---------- Data provided ----------

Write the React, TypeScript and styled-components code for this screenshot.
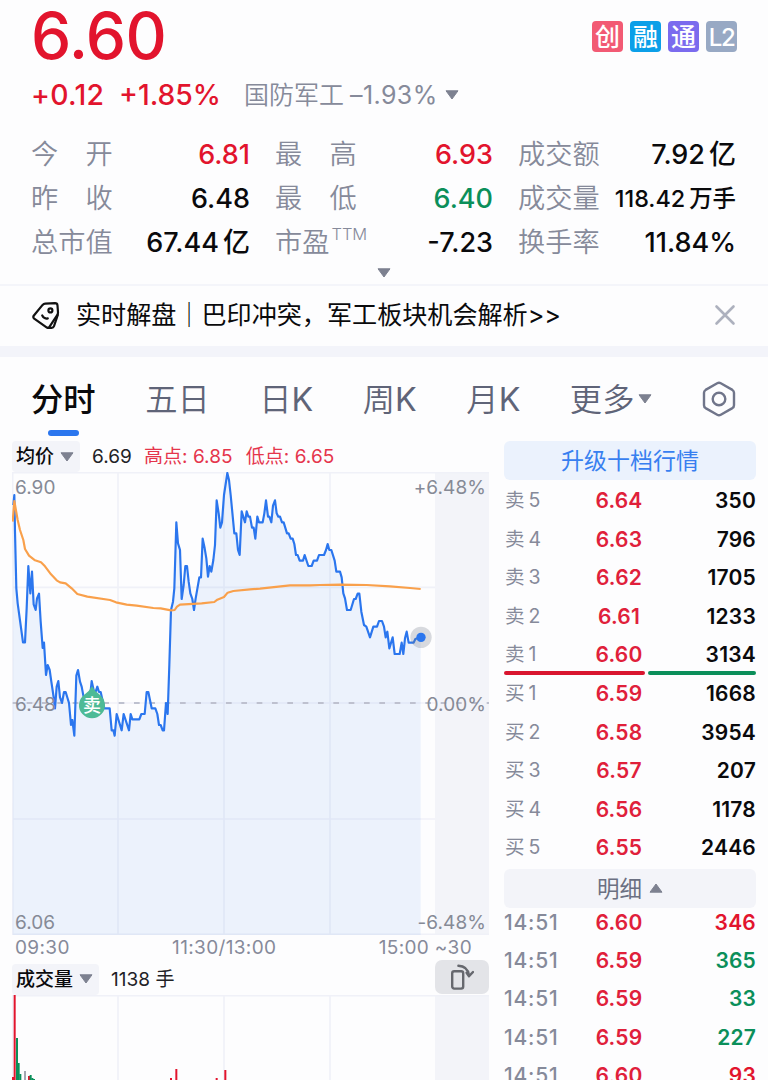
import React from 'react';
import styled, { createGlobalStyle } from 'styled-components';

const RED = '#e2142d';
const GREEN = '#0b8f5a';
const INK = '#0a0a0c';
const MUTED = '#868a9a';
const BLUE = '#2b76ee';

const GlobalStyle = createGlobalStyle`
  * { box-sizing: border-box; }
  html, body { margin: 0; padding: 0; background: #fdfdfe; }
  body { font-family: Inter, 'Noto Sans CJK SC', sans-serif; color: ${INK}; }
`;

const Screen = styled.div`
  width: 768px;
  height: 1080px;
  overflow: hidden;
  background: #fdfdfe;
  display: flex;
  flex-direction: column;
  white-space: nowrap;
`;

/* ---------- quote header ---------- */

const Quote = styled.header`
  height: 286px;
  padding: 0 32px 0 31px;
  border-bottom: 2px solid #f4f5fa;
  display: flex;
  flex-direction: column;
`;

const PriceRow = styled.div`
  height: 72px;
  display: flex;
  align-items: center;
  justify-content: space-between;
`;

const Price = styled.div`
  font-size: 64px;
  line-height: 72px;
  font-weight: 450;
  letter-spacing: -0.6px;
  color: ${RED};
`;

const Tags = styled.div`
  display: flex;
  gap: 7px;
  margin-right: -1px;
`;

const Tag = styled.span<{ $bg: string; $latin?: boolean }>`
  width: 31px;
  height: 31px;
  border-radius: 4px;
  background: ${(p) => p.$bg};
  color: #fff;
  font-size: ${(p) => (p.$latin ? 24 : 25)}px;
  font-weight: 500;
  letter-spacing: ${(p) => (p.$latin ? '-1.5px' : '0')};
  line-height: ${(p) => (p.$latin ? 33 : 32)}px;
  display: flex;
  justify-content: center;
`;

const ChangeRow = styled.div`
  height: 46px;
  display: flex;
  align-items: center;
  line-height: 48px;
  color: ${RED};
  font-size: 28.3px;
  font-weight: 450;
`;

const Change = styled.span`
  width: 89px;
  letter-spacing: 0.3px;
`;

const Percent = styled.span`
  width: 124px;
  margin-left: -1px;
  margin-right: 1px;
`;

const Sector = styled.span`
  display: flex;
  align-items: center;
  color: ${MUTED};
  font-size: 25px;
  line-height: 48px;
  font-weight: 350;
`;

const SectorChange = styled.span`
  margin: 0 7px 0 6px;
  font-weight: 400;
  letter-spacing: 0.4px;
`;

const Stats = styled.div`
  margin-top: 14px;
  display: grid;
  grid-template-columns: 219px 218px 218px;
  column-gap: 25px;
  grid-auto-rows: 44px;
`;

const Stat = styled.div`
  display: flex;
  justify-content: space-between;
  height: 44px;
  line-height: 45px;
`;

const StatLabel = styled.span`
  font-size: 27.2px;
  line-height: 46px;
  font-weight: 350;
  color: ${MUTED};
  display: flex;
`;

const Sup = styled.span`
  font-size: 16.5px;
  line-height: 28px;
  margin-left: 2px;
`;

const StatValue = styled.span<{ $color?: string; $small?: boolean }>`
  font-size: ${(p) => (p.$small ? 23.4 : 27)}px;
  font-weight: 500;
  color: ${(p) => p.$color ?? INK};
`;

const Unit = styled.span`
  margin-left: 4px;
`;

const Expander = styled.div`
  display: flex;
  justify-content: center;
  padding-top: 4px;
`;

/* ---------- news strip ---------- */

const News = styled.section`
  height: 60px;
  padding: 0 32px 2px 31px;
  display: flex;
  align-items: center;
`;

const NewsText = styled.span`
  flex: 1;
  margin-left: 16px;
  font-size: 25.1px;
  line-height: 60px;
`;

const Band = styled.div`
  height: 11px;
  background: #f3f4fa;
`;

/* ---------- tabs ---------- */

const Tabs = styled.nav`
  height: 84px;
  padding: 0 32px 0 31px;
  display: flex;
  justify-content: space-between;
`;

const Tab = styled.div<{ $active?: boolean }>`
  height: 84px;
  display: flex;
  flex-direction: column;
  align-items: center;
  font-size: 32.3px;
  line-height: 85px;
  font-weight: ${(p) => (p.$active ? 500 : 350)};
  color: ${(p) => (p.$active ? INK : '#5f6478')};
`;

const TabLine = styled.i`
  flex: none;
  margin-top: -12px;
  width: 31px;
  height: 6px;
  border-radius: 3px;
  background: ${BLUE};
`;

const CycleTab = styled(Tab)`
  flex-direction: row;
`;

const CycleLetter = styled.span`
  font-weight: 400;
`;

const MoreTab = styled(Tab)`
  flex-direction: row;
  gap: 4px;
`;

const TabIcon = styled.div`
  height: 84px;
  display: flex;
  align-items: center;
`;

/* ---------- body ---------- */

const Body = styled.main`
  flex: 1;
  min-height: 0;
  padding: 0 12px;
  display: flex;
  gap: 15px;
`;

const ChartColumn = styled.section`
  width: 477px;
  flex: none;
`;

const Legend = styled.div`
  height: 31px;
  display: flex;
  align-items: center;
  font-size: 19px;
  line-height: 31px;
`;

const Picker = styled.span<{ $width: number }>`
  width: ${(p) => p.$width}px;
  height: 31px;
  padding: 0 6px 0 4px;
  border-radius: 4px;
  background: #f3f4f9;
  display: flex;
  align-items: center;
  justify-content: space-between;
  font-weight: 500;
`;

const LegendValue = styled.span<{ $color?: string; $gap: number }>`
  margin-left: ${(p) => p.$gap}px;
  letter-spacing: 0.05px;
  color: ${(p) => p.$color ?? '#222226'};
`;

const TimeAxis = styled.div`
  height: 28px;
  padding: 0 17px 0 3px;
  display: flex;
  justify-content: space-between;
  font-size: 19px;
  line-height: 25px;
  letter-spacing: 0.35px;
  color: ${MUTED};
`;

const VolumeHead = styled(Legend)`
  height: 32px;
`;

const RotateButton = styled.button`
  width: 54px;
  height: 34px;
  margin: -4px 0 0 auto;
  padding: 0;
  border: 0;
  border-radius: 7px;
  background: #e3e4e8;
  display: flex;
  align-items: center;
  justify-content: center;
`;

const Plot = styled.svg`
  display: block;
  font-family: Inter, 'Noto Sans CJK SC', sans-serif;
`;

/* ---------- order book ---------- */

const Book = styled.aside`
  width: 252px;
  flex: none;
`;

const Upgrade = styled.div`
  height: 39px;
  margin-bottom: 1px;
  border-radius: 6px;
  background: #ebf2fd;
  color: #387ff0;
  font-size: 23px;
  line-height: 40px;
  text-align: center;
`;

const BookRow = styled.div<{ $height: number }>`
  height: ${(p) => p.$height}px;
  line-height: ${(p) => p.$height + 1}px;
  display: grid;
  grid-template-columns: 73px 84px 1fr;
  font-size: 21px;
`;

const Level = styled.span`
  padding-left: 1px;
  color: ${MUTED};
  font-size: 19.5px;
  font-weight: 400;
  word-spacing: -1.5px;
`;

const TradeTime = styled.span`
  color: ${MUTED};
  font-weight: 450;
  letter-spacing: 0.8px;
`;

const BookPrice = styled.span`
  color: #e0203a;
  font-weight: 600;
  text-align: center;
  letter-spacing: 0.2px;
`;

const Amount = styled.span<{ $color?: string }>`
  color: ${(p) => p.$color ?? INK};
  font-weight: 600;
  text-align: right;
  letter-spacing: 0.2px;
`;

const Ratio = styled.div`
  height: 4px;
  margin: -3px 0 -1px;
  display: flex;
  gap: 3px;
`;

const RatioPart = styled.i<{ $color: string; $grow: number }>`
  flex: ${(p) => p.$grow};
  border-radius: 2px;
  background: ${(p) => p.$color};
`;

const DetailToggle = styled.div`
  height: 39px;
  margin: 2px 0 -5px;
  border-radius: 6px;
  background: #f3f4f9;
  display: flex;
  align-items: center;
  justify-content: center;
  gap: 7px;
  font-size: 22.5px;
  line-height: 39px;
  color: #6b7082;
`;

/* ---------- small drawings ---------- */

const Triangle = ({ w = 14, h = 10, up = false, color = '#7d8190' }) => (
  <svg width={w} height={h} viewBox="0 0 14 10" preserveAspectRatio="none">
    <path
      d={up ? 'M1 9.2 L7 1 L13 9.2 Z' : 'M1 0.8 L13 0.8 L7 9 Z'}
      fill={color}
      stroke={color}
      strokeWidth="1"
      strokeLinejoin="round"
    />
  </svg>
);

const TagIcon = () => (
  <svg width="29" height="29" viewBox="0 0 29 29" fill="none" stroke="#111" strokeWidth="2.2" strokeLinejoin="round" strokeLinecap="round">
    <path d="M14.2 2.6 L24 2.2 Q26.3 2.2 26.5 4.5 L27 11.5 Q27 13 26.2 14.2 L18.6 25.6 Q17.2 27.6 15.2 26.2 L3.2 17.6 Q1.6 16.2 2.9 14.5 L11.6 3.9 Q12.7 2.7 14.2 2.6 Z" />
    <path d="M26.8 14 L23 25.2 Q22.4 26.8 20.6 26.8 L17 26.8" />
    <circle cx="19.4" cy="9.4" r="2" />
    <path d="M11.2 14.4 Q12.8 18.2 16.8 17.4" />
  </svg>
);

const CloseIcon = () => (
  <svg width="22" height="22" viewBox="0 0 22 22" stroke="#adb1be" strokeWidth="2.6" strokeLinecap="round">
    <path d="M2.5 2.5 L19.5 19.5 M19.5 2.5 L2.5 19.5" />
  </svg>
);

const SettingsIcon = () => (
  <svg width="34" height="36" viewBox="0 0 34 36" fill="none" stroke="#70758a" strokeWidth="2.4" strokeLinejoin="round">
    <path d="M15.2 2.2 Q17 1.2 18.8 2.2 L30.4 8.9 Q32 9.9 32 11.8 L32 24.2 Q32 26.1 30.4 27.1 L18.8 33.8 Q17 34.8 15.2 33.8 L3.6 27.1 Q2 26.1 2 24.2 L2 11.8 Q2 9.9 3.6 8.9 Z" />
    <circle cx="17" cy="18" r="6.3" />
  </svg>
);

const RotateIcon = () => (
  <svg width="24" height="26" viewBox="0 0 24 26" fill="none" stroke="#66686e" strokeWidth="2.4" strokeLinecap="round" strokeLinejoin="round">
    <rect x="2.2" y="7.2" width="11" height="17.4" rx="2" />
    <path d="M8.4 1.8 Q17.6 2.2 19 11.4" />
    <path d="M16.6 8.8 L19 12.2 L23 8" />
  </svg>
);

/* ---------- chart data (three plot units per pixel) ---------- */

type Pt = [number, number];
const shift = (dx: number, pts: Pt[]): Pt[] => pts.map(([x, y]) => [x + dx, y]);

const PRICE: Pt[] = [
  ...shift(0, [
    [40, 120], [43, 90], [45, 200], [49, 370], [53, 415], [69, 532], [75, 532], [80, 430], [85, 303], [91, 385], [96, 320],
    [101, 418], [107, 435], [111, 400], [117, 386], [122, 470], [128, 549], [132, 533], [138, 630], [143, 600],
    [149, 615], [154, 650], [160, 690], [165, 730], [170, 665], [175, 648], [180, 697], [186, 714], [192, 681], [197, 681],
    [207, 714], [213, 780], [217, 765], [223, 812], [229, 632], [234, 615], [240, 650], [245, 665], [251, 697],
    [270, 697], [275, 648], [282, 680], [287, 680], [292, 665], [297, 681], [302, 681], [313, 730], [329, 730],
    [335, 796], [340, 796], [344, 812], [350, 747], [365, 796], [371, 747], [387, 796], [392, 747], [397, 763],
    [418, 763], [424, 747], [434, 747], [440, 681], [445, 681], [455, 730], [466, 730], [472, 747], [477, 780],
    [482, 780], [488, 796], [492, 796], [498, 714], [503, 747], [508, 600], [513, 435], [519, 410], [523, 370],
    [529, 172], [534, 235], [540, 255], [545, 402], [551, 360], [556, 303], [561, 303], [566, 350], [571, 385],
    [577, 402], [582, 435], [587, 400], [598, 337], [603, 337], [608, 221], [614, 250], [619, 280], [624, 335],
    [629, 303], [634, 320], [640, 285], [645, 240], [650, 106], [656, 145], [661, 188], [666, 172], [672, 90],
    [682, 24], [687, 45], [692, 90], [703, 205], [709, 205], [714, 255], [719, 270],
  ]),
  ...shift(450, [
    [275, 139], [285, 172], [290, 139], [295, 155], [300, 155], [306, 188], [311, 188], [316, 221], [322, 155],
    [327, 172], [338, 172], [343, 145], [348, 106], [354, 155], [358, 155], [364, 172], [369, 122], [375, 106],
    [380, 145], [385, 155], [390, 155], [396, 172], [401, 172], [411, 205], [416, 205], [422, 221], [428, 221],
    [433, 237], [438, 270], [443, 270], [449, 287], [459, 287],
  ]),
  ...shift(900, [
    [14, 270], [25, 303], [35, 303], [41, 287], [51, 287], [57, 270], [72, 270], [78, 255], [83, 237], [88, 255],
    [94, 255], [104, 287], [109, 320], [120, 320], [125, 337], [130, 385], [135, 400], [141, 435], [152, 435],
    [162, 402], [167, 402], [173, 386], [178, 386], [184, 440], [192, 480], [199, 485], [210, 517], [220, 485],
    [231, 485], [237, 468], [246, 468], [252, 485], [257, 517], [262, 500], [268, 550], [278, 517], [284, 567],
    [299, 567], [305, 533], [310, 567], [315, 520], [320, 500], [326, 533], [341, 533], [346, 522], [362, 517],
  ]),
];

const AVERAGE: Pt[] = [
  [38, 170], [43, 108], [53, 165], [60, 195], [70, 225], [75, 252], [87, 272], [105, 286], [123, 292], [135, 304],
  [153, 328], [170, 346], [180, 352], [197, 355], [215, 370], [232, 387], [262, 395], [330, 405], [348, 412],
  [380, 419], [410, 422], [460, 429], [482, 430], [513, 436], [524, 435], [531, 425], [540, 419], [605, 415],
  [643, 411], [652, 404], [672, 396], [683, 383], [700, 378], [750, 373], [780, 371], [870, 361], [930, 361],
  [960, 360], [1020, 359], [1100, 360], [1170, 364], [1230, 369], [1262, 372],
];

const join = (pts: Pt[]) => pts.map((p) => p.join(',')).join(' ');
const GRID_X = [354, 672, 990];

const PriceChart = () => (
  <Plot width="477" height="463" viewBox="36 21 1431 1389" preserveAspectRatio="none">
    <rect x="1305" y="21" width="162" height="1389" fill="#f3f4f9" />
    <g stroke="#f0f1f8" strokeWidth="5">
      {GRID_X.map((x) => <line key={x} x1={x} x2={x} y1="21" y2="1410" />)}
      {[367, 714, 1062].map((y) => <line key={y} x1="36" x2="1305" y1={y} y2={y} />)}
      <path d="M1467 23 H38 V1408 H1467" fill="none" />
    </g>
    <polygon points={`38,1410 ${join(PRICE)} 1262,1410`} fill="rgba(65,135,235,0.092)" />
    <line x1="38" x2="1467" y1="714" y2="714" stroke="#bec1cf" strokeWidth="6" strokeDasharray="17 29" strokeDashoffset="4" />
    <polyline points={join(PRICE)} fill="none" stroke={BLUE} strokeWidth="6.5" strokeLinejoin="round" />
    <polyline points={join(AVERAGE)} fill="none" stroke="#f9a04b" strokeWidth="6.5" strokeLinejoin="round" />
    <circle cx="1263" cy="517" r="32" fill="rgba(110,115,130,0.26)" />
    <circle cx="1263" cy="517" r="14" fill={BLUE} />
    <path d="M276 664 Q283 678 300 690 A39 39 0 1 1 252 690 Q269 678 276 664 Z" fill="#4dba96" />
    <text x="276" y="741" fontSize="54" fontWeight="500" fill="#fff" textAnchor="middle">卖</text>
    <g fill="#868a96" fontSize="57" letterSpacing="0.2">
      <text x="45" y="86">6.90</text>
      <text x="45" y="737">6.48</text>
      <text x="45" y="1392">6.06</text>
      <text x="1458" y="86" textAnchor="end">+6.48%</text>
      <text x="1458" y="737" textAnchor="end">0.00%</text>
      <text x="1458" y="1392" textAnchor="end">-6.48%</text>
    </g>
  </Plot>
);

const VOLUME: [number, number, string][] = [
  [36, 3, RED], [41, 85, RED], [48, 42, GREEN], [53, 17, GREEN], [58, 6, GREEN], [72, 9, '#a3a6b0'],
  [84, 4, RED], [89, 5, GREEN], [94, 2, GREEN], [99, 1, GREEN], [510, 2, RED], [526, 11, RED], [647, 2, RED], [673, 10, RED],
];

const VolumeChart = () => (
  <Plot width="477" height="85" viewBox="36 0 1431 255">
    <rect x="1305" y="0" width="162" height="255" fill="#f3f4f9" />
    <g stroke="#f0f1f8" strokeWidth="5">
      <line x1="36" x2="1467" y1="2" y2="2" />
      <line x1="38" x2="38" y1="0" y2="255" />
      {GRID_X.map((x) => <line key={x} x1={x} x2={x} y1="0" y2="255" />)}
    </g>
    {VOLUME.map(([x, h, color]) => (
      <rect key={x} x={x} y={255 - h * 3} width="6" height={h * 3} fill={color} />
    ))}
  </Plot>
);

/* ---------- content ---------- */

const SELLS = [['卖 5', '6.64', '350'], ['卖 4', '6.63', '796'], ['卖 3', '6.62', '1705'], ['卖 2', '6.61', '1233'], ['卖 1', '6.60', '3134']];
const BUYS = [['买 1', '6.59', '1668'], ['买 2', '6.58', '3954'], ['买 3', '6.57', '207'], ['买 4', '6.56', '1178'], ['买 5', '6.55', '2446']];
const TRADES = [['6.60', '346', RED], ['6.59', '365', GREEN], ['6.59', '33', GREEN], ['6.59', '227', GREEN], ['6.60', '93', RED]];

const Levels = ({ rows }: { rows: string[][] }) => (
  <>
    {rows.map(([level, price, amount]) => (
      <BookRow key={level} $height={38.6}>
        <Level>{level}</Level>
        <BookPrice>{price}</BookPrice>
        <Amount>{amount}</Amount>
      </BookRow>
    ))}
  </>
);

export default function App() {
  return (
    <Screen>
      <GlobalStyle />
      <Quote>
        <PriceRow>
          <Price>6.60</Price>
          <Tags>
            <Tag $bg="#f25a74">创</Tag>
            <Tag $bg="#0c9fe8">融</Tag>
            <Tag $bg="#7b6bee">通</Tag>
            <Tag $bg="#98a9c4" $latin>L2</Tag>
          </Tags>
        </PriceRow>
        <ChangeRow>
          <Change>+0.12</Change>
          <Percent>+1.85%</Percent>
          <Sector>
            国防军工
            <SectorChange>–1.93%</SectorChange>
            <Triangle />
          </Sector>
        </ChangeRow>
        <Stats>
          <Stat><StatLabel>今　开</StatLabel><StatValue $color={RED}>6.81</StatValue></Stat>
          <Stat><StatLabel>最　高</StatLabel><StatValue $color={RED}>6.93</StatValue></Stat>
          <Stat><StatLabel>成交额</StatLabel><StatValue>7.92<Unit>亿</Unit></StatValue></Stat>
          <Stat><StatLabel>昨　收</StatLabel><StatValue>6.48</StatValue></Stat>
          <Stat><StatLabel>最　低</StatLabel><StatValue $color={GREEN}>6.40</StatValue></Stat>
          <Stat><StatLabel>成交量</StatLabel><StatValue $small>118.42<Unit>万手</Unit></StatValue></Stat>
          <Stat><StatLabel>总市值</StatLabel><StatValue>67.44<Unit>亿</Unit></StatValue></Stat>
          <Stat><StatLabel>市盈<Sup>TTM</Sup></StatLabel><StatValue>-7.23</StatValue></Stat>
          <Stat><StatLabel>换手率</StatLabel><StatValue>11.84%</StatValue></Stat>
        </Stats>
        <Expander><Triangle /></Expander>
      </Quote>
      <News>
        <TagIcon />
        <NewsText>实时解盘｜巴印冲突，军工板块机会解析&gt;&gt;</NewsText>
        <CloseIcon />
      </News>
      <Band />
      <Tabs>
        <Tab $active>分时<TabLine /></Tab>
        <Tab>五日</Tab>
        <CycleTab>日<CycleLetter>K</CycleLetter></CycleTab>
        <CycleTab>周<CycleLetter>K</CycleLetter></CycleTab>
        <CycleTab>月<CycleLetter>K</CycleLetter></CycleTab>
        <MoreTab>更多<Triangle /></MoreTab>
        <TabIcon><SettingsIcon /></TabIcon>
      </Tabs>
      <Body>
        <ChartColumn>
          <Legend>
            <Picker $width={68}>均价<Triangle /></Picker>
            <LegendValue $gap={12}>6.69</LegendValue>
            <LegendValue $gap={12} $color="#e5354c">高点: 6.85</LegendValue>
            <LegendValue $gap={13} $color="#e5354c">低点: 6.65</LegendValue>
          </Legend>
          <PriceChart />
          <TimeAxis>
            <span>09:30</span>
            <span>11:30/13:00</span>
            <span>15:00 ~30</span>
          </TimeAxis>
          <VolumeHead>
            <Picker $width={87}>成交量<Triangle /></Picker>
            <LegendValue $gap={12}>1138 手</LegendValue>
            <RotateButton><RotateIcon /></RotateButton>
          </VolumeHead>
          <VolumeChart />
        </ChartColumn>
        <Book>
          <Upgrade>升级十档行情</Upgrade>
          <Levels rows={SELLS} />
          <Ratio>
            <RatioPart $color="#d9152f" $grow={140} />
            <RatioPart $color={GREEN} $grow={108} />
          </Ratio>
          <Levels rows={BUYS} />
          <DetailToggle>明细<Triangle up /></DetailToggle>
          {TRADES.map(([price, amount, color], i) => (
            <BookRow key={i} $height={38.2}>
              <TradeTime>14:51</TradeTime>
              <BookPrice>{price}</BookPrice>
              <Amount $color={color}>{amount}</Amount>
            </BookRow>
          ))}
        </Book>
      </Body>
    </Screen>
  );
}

----------

Exercise goal: Search the data for the string "React". List each line that has it.

Response for this exercise:
Write the React, TypeScript and styled-components code for this screenshot.
import React from 'react';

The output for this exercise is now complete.